I could not find that the Illinois House has taken any action on this.

But what about Peter's question?

So, under this resolution, what proportion of time would Pluto be a planet?

Earth has a surface area of 196,940,400 square miles
http://pages.prodigy.net/jhonig/bignum/qland2.html
Illinois has a surface area of 57,918 square miles
http://en.wikipedia.org/wiki/Illinois

Thus, Illinois covera .0294% of the surface area of the earth.

Presumably, Illinois would, at best, be able to claim 0.0294% of the sky.
As you note, this should be divided in two, to reflect the fact that it's only "night" in Illinois half the time.
This means Pluto would be a planet .0147% of the time, or about 12 seconds a day, overall.

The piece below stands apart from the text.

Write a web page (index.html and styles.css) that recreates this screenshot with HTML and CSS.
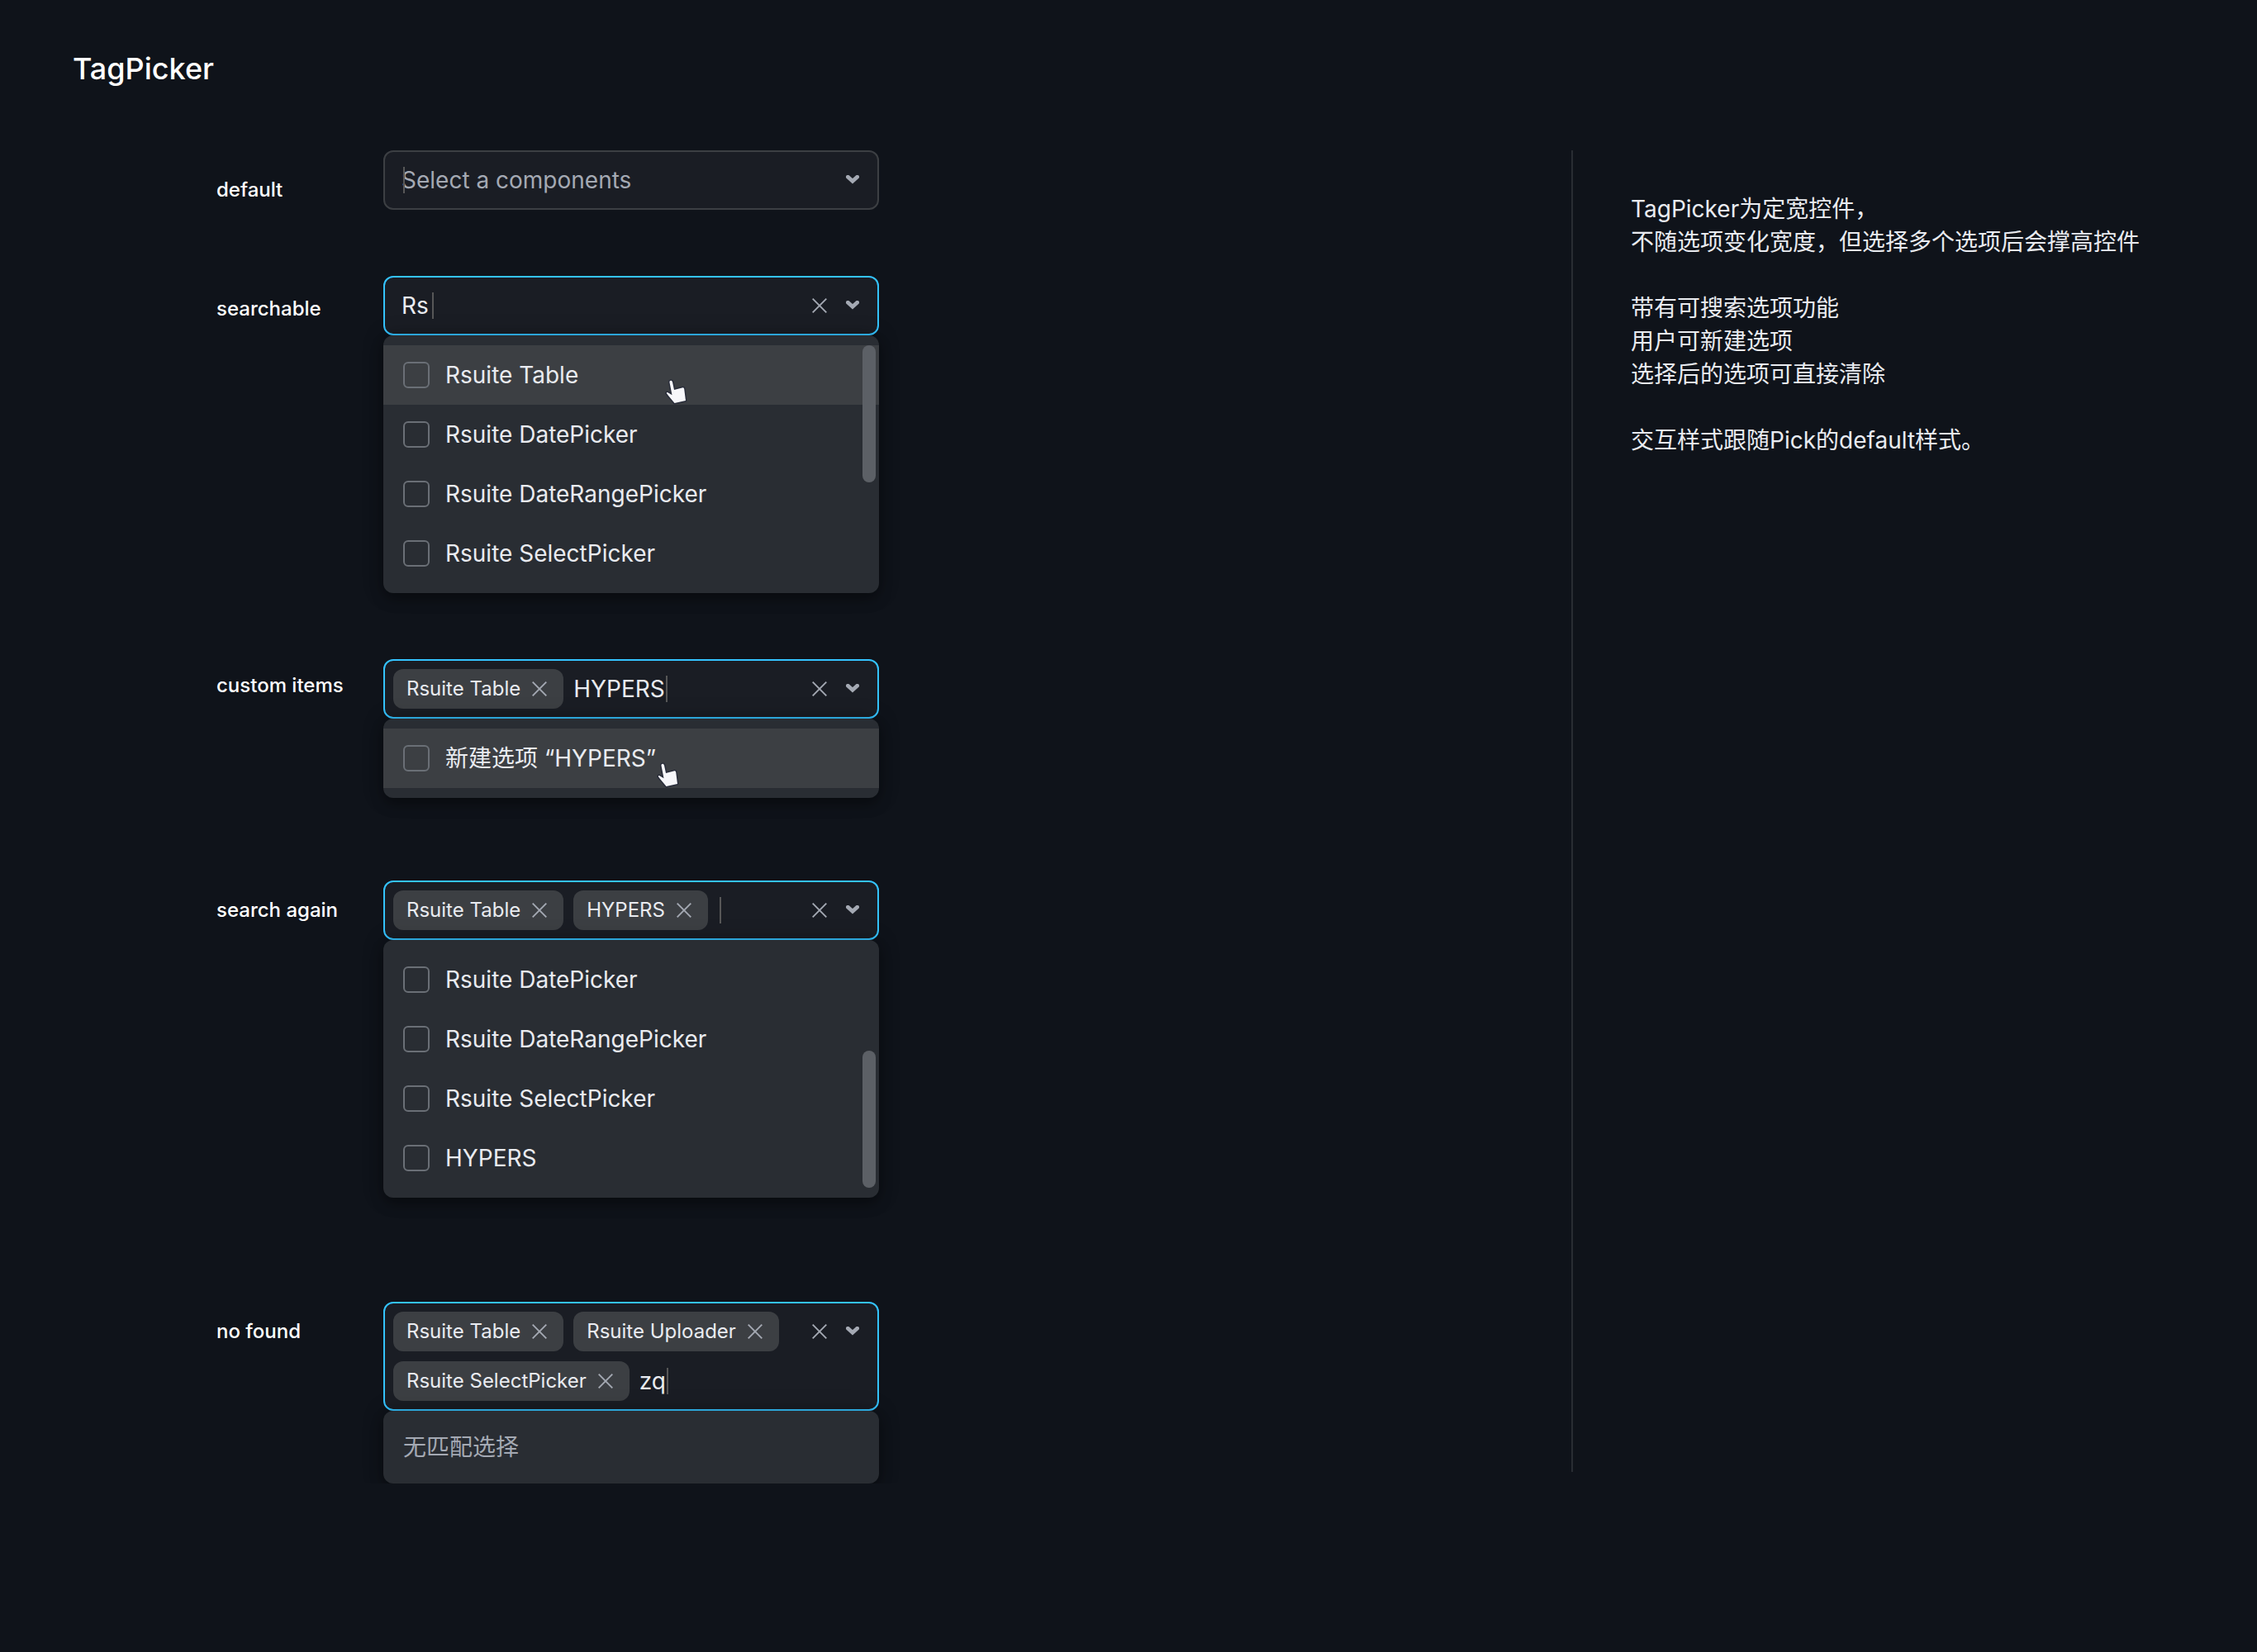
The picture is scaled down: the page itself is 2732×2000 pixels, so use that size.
FILE: index.html
```html
<!DOCTYPE html>
<html lang="zh-CN">
<head>
  <meta charset="utf-8">
  <meta name="viewport" content="width=device-width, initial-scale=1">
  <title>TagPicker</title>
  <link rel="stylesheet" href="styles.css">
</head>
<body>
  <svg class="sprite" aria-hidden="true">
    <symbol id="close" viewBox="0 0 18 18"><path d="M.7.7l16.6 16.6M17.3.7L.7 17.3" fill="none" stroke="currentColor" stroke-width="1.9"/></symbol>
    <symbol id="chevron" viewBox="0 0 16 12"><path d="M2.4 2.200L8 7.200l5.600-5" fill="none" stroke="currentColor" stroke-width="4.800" stroke-linecap="round"/></symbol>
    <symbol id="hand" viewBox="0 0 36 40"><path d="M10.5 11C10 8.5 13.3 8 14 10.5L16 20l10.5-2.8q1.5-.2 1.7 1.8L30 33l-13.500 3L9 27l-2.200-3q.2-1.500 1.700-.7L13.500 26.300z" fill="#f7f7fa" stroke="#292d3a" stroke-width="3" stroke-linejoin="round" paint-order="stroke"/></symbol>
  </svg>

  <header class="page-header">
    <h1 class="page-title">TagPicker</h1>
  </header>

  <div class="layout">
    <main class="demos">
      <section class="demo">
        <label class="demo-label demo-label--default" for="picker-default">default</label>
        <div class="picker">
          <div class="control control--text">
            <div class="values">
              <span class="entry entry--empty"><span class="caret"></span><input class="search" id="picker-default" type="text" placeholder="Select a components"></span>
            </div>
            <div class="actions">
              <button class="action action--toggle" type="button" aria-label="Open"><svg><use href="#chevron"/></svg></button>
            </div>
          </div>
        </div>
      </section>

      <section class="demo">
        <label class="demo-label demo-label--searchable" for="picker-search">searchable</label>
        <div class="picker">
          <div class="control control--text control--active">
            <div class="values">
              <span class="entry"><input class="search" id="picker-search" type="text" value="Rs"><span class="caret"></span></span>
            </div>
            <div class="actions">
              <button class="action" type="button" aria-label="Clear"><svg><use href="#close"/></svg></button>
              <button class="action action--toggle" type="button" aria-label="Close"><svg><use href="#chevron"/></svg></button>
            </div>
          </div>
          <div class="menu">
            <label class="option option--hover"><input class="check" type="checkbox">Rsuite Table<svg class="pointer"><use href="#hand"/></svg></label>
            <label class="option"><input class="check" type="checkbox">Rsuite DatePicker</label>
            <label class="option"><input class="check" type="checkbox">Rsuite DateRangePicker</label>
            <label class="option"><input class="check" type="checkbox">Rsuite SelectPicker</label>
            <span class="thumb thumb--top"></span>
          </div>
        </div>
      </section>

      <section class="demo demo--roomy">
        <label class="demo-label demo-label--custom" for="picker-custom">custom items</label>
        <div class="picker">
          <div class="control control--active">
            <div class="values">
              <span class="tag">Rsuite Table<button class="tag-remove" type="button" aria-label="Remove Rsuite Table"><svg><use href="#close"/></svg></button></span>
              <span class="entry"><input class="search" id="picker-custom" type="text" value="HYPERS"><span class="caret"></span></span>
            </div>
            <div class="actions">
              <button class="action" type="button" aria-label="Clear"><svg><use href="#close"/></svg></button>
              <button class="action action--toggle" type="button" aria-label="Close"><svg><use href="#chevron"/></svg></button>
            </div>
          </div>
          <div class="menu">
            <label class="option option--hover"><input class="check" type="checkbox">新建选项 “HYPERS”<svg class="pointer pointer--create"><use href="#hand"/></svg></label>
          </div>
        </div>
      </section>

      <section class="demo demo--spacious">
        <label class="demo-label" for="picker-again">search again</label>
        <div class="picker">
          <div class="control control--active">
            <div class="values">
              <span class="tag">Rsuite Table<button class="tag-remove" type="button" aria-label="Remove Rsuite Table"><svg><use href="#close"/></svg></button></span>
              <span class="tag">HYPERS<button class="tag-remove" type="button" aria-label="Remove HYPERS"><svg><use href="#close"/></svg></button></span>
              <span class="entry"><input class="search" id="picker-again" type="text"><span class="caret"></span></span>
            </div>
            <div class="actions">
              <button class="action" type="button" aria-label="Clear"><svg><use href="#close"/></svg></button>
              <button class="action action--toggle" type="button" aria-label="Close"><svg><use href="#chevron"/></svg></button>
            </div>
          </div>
          <div class="menu">
            <label class="option"><input class="check" type="checkbox">Rsuite DatePicker</label>
            <label class="option"><input class="check" type="checkbox">Rsuite DateRangePicker</label>
            <label class="option"><input class="check" type="checkbox">Rsuite SelectPicker</label>
            <label class="option"><input class="check" type="checkbox">HYPERS</label>
            <span class="thumb thumb--bottom"></span>
          </div>
        </div>
      </section>

      <section class="demo">
        <label class="demo-label" for="picker-none">no found</label>
        <div class="picker">
          <div class="control control--active">
            <div class="values">
              <span class="tag">Rsuite Table<button class="tag-remove" type="button" aria-label="Remove Rsuite Table"><svg><use href="#close"/></svg></button></span>
              <span class="tag">Rsuite Uploader<button class="tag-remove" type="button" aria-label="Remove Rsuite Uploader"><svg><use href="#close"/></svg></button></span>
              <span class="tag">Rsuite SelectPicker<button class="tag-remove" type="button" aria-label="Remove Rsuite SelectPicker"><svg><use href="#close"/></svg></button></span>
              <span class="entry"><input class="search" id="picker-none" type="text" value="zq"><span class="caret"></span></span>
            </div>
            <div class="actions">
              <button class="action" type="button" aria-label="Clear"><svg><use href="#close"/></svg></button>
              <button class="action action--toggle" type="button" aria-label="Close"><svg><use href="#chevron"/></svg></button>
            </div>
          </div>
          <div class="menu menu--empty">无匹配选择</div>
        </div>
      </section>
    </main>

    <aside class="notes">
      <p>TagPicker为定宽控件，<br>不随选项变化宽度，但选择多个选项后会撑高控件</p>
      <p>带有可搜索选项功能<br>用户可新建选项<br>选择后的选项可直接清除</p>
      <p>交互样式跟随Pick的default样式。</p>
    </aside>
  </div>
</body>
</html>
```
FILE: styles.css
```css
:root {
  --bg: #0f131a;
  --field: #1a1d24;
  --menu: #292d33;
  --raised: #3c3f43;
  --thumb: #5c6066;
  --outline: #6a6f76;
  --muted: #a4a9b3;
  --text: #e9ebf0;
  --primary: #34c3ff;
}

* {
  box-sizing: border-box;
}

body {
  margin: 0;
  background: var(--bg);
  color: var(--text);
  font: 400 28px/40px Inter, "Noto Sans CJK SC", sans-serif;
}

button,
input {
  margin: 0;
  padding: 0;
  border: 0;
  background: none;
  color: inherit;
  font: inherit;
}

.sprite {
  display: none;
}

.page-header {
  padding: 60px 88px 76px;
}

.page-title {
  margin: 0;
  color: #fff;
  font-size: 36px;
  font-weight: 500;
  line-height: 46px;
}

.layout {
  display: grid;
  grid-template-columns: minmax(0, 1fr) 830px;
  align-items: start;
}

.demos {
  display: flex;
  flex-direction: column;
  gap: 80px;
  padding-left: 262px;
}

.demo {
  display: grid;
  grid-template-columns: 202px minmax(0, 600px);
  align-items: start;
}

.demo--roomy {
  margin-bottom: 20px;
}

.demo--spacious {
  margin-bottom: 46px;
}

.demo-label {
  padding-top: 20px;
  color: #fff;
  font-size: 24px;
  font-weight: 500;
  line-height: 32px;
}

.demo-label--default {
  padding-top: 32px;
}

.demo-label--searchable {
  padding-top: 24px;
}

.demo-label--custom {
  padding-top: 16px;
}

.control {
  display: flex;
  align-items: flex-start;
  padding: 10px;
  border: 2px solid var(--raised);
  border-radius: 12px;
  background: var(--field);
}

.control--active {
  border-color: var(--primary);
}

.values {
  display: flex;
  flex: 1;
  flex-wrap: wrap;
  gap: 12px;
  min-width: 0;
}

.tag {
  display: flex;
  align-items: center;
  gap: 14px;
  height: 48px;
  padding: 0 20px 0 16px;
  border-radius: 12px;
  background: var(--raised);
  font-size: 24px;
}

.tag-remove,
.action {
  display: flex;
  width: 18px;
  height: 18px;
  color: var(--muted);
  cursor: pointer;
}

.tag-remove svg,
.action svg {
  width: 100%;
  height: 100%;
}

.entry {
  position: relative;
  display: flex;
  align-items: center;
  gap: 1px;
  height: 48px;
}

.control--text .entry {
  gap: 4px;
  padding-left: 10px;
}

.entry--empty {
  flex: 1;
}

.search {
  min-width: 0;
  field-sizing: content;
  outline: 0;
}

.search::placeholder {
  color: var(--muted);
  opacity: 1;
}

.caret {
  width: 2px;
  height: 32px;
  background: #575757;
}

.entry--empty .caret {
  position: absolute;
  left: 12px;
}

.actions {
  display: flex;
  align-items: center;
  gap: 23px;
  height: 48px;
  padding-right: 12px;
}

.action--toggle {
  width: 16px;
  height: 12px;
}

.menu {
  position: relative;
  padding: 12px 0;
  border-radius: 12px;
  background: var(--menu);
  box-shadow: 0 8px 16px rgba(0, 0, 0, .3), 0 0 24px rgba(0, 0, 0, .25);
}

.menu--empty {
  padding: 24px;
  color: var(--muted);
}

.option {
  position: relative;
  display: flex;
  align-items: center;
  gap: 19px;
  height: 72px;
  padding: 0 24px;
}

.option--hover {
  background: var(--raised);
}

.check {
  appearance: none;
  width: 32px;
  height: 32px;
  border: 2px solid var(--outline);
  border-radius: 6px;
}

.pointer {
  position: absolute;
  top: 34px;
  left: 336px;
  width: 36px;
  height: 40px;
}

.pointer--create {
  left: 326px;
}

.thumb {
  position: absolute;
  right: 4px;
  width: 16px;
  height: 166px;
  border-radius: 8px;
  background: var(--thumb);
}

.thumb--top {
  top: 12px;
}

.thumb--bottom {
  bottom: 12px;
}

.notes {
  min-height: 1600px;
  padding: 51px 70px;
  border-left: 2px solid var(--menu);
}

.notes p {
  margin: 0 0 40px;
}
```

But the above calculation assumes that Illinois was randomly located, rather than just randomly legislating. Illinois is in the northern hemisphere, about 40 degrees north latitude, and so it seems unlikely that the particular .0294% of the sky which would most logically be allocated to Illinois would ever include Pluto, although Pluto has a fairly eccentric orbit and may deviate a fair amount from an equitorial plane. The equator of the earth also tilts, which creates some further complications. These simple calculational adjustments are left to the reader as an exercise.

1 comment:

  1. I believe Arizona passed a similar bill except that they say it is always a planet, not just when it is passing over Arizona.